Copy all of the material exactly. Pictures are not to appear in the copy.

════════════════════

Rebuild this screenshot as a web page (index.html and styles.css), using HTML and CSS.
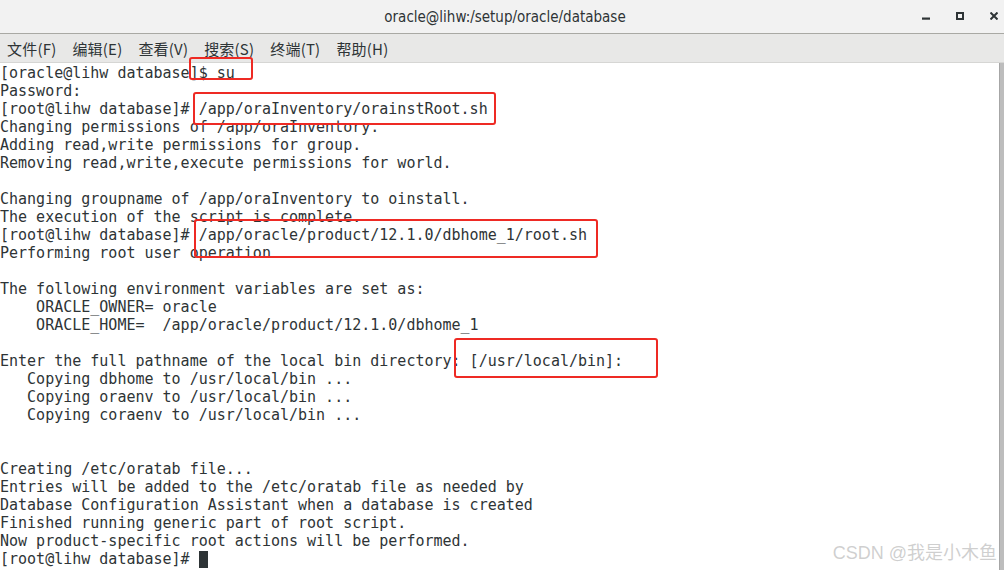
FILE: index.html
```html
<!DOCTYPE html>
<html lang="zh-CN">
<head>
    <meta charset="UTF-8">
    <title>oracle@lihw:/setup/oracle/database</title>
    <link rel="stylesheet" href="styles.css">
</head>
<body>
    <div class="window">
        <div class="titlebar">
            <span class="title">oracle@lihw:/setup/oracle/database</span>
            <div class="controls">
                <svg width="8" height="8" viewBox="0 0 8 8"><rect x="0" y="5.5" width="8" height="2.2" fill="#2e3436"/></svg>
                <svg width="8" height="8" viewBox="0 0 8 8"><rect x="1" y="1" width="6" height="6" fill="none" stroke="#2e3436" stroke-width="2"/></svg>
                <svg width="8" height="8" viewBox="0 0 8 8"><path d="M0.5 0.5 L7.5 7.5 M7.5 0.5 L0.5 7.5" stroke="#2e3436" stroke-width="2"/></svg>
            </div>
        </div>

        <div class="menubar">
            <span>文件(F)</span>
            <span>编辑(E)</span>
            <span>查看(V)</span>
            <span>搜索(S)</span>
            <span>终端(T)</span>
            <span>帮助(H)</span>
        </div>

        <div class="terminal">
<pre class="output">[oracle@lihw database]$ su
Password:
[root@lihw database]# /app/oraInventory/orainstRoot.sh
Changing permissions of /app/oraInventory.
Adding read,write permissions for group.
Removing read,write,execute permissions for world.

Changing groupname of /app/oraInventory to oinstall.
The execution of the script is complete.
[root@lihw database]# /app/oracle/product/12.1.0/dbhome_1/root.sh
Performing root user operation

The following environment variables are set as:
    ORACLE_OWNER= oracle
    ORACLE_HOME=  /app/oracle/product/12.1.0/dbhome_1

Enter the full pathname of the local bin directory: [/usr/local/bin]:
   Copying dbhome to /usr/local/bin ...
   Copying oraenv to /usr/local/bin ...
   Copying coraenv to /usr/local/bin ...


Creating /etc/oratab file...
Entries will be added to the /etc/oratab file as needed by
Database Configuration Assistant when a database is created
Finished running generic part of root script.
Now product-specific root actions will be performed.
[root@lihw database]# <span class="cursor"></span></pre>

            <!-- red annotation boxes -->
            <div class="mark mark-su"></div>
            <div class="mark mark-orainst"></div>
            <div class="mark mark-rootsh"></div>
            <div class="mark mark-bin"></div>

            <div class="scrollbar"></div>
            <div class="watermark">CSDN @我是小木鱼</div>
        </div>
    </div>
</body>
</html>
```

FILE: styles.css
```css
body {
    margin: 0;
    background: #ffffff;
    font-family: "DejaVu Sans", "Noto Sans CJK SC", sans-serif;
}
.window {
    width: 1004px;
    height: 570px;
    display: flex;
    flex-direction: column;
    overflow: hidden;
}
.titlebar {
    height: 33px;
    background: #f2f2f2;
    border-bottom: 1px solid #a9a9a4;
    display: flex;
    align-items: center;
    justify-content: center;
    position: relative;
}
.title {
    font-family: "DejaVu Sans Condensed", "DejaVu Sans", sans-serif;
    font-size: 15px;
    color: #2e3436;
    margin-left: 6px;
}
.controls {
    position: absolute;
    right: 6px;
    top: 12px;
    display: flex;
    gap: 26px;
}
.menubar {
    height: 28px;
    background: #e8e8e7;
    border-bottom: 1px solid #d6d6d4;
    display: flex;
    align-items: center;
    padding-left: 7px;
    gap: 16px;
    font-family: "Noto Sans CJK SC", sans-serif;
    font-size: 15px;
    letter-spacing: 0.2px;
    color: #2e3436;
}
.terminal {
    flex: 1;
    position: relative;
    background: #ffffff;
}
.output {
    margin: 0;
    padding-top: 1px;
    font-family: "DejaVu Sans Mono", monospace;
    font-size: 15px;
    line-height: 18px;
    color: #2e3436;
}
.cursor {
    display: inline-block;
    width: 9px;
    height: 17px;
    background: #2e3436;
    vertical-align: -4px;
}
.mark {
    position: absolute;
    border: 2.5px solid #ee2a24;
    border-radius: 3px;
}
.mark-su {
    left: 189px;
    top: -6px;
    width: 60px;
    height: 19px;
}
.mark-orainst {
    left: 193px;
    top: 29px;
    width: 299px;
    height: 29px;
}
.mark-rootsh {
    left: 194px;
    top: 156px;
    width: 400px;
    height: 35px;
}
.mark-bin {
    left: 454px;
    top: 275px;
    width: 200px;
    height: 36px;
}
.scrollbar {
    position: absolute;
    right: 0;
    top: 0;
    bottom: 0;
    width: 4px;
    background: #bdbdbd;
    border-left: 1px solid #a6a6a6;
}
.watermark {
    position: absolute;
    right: 7px;
    bottom: 6px;
    font-family: "Liberation Sans", "Noto Sans CJK SC", sans-serif;
    font-size: 18px;
    color: rgba(160, 160, 160, 0.5);
}
```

════════════════════

The reply:
Rebuild this screenshot as a web page (index.html and styles.css), using HTML and CSS.
FILE: index.html
```html
<!DOCTYPE html>
<html lang="zh-CN">
<head>
    <meta charset="UTF-8">
    <title>oracle@lihw:/setup/oracle/database</title>
    <link rel="stylesheet" href="styles.css">
</head>
<body>
    <div class="window">
        <div class="titlebar">
            <span class="title">oracle@lihw:/setup/oracle/database</span>
            <div class="controls">
                <svg width="8" height="8" viewBox="0 0 8 8"><rect x="0" y="5.5" width="8" height="2.2" fill="#2e3436"/></svg>
                <svg width="8" height="8" viewBox="0 0 8 8"><rect x="1" y="1" width="6" height="6" fill="none" stroke="#2e3436" stroke-width="2"/></svg>
                <svg width="8" height="8" viewBox="0 0 8 8"><path d="M0.5 0.5 L7.5 7.5 M7.5 0.5 L0.5 7.5" stroke="#2e3436" stroke-width="2"/></svg>
            </div>
        </div>

        <div class="menubar">
            <span>文件(F)</span>
            <span>编辑(E)</span>
            <span>查看(V)</span>
            <span>搜索(S)</span>
            <span>终端(T)</span>
            <span>帮助(H)</span>
        </div>

        <div class="terminal">
<pre class="output">[oracle@lihw database]$ su
Password:
[root@lihw database]# /app/oraInventory/orainstRoot.sh
Changing permissions of /app/oraInventory.
Adding read,write permissions for group.
Removing read,write,execute permissions for world.

Changing groupname of /app/oraInventory to oinstall.
The execution of the script is complete.
[root@lihw database]# /app/oracle/product/12.1.0/dbhome_1/root.sh
Performing root user operation

The following environment variables are set as:
    ORACLE_OWNER= oracle
    ORACLE_HOME=  /app/oracle/product/12.1.0/dbhome_1

Enter the full pathname of the local bin directory: [/usr/local/bin]:
   Copying dbhome to /usr/local/bin ...
   Copying oraenv to /usr/local/bin ...
   Copying coraenv to /usr/local/bin ...


Creating /etc/oratab file...
Entries will be added to the /etc/oratab file as needed by
Database Configuration Assistant when a database is created
Finished running generic part of root script.
Now product-specific root actions will be performed.
[root@lihw database]# <span class="cursor"></span></pre>

            <!-- red annotation boxes -->
            <div class="mark mark-su"></div>
            <div class="mark mark-orainst"></div>
            <div class="mark mark-rootsh"></div>
            <div class="mark mark-bin"></div>

            <div class="scrollbar"></div>
            <div class="watermark">CSDN @我是小木鱼</div>
        </div>
    </div>
</body>
</html>
```

FILE: styles.css
```css
body {
    margin: 0;
    background: #ffffff;
    font-family: "DejaVu Sans", "Noto Sans CJK SC", sans-serif;
}
.window {
    width: 1004px;
    height: 570px;
    display: flex;
    flex-direction: column;
    overflow: hidden;
}
.titlebar {
    height: 33px;
    background: #f2f2f2;
    border-bottom: 1px solid #a9a9a4;
    display: flex;
    align-items: center;
    justify-content: center;
    position: relative;
}
.title {
    font-family: "DejaVu Sans Condensed", "DejaVu Sans", sans-serif;
    font-size: 15px;
    color: #2e3436;
    margin-left: 6px;
}
.controls {
    position: absolute;
    right: 6px;
    top: 12px;
    display: flex;
    gap: 26px;
}
.menubar {
    height: 28px;
    background: #e8e8e7;
    border-bottom: 1px solid #d6d6d4;
    display: flex;
    align-items: center;
    padding-left: 7px;
    gap: 16px;
    font-family: "Noto Sans CJK SC", sans-serif;
    font-size: 15px;
    letter-spacing: 0.2px;
    color: #2e3436;
}
.terminal {
    flex: 1;
    position: relative;
    background: #ffffff;
}
.output {
    margin: 0;
    padding-top: 1px;
    font-family: "DejaVu Sans Mono", monospace;
    font-size: 15px;
    line-height: 18px;
    color: #2e3436;
}
.cursor {
    display: inline-block;
    width: 9px;
    height: 17px;
    background: #2e3436;
    vertical-align: -4px;
}
.mark {
    position: absolute;
    border: 2.5px solid #ee2a24;
    border-radius: 3px;
}
.mark-su {
    left: 189px;
    top: -6px;
    width: 60px;
    height: 19px;
}
.mark-orainst {
    left: 193px;
    top: 29px;
    width: 299px;
    height: 29px;
}
.mark-rootsh {
    left: 194px;
    top: 156px;
    width: 400px;
    height: 35px;
}
.mark-bin {
    left: 454px;
    top: 275px;
    width: 200px;
    height: 36px;
}
.scrollbar {
    position: absolute;
    right: 0;
    top: 0;
    bottom: 0;
    width: 4px;
    background: #bdbdbd;
    border-left: 1px solid #a6a6a6;
}
.watermark {
    position: absolute;
    right: 7px;
    bottom: 6px;
    font-family: "Liberation Sans", "Noto Sans CJK SC", sans-serif;
    font-size: 18px;
    color: rgba(160, 160, 160, 0.5);
}
```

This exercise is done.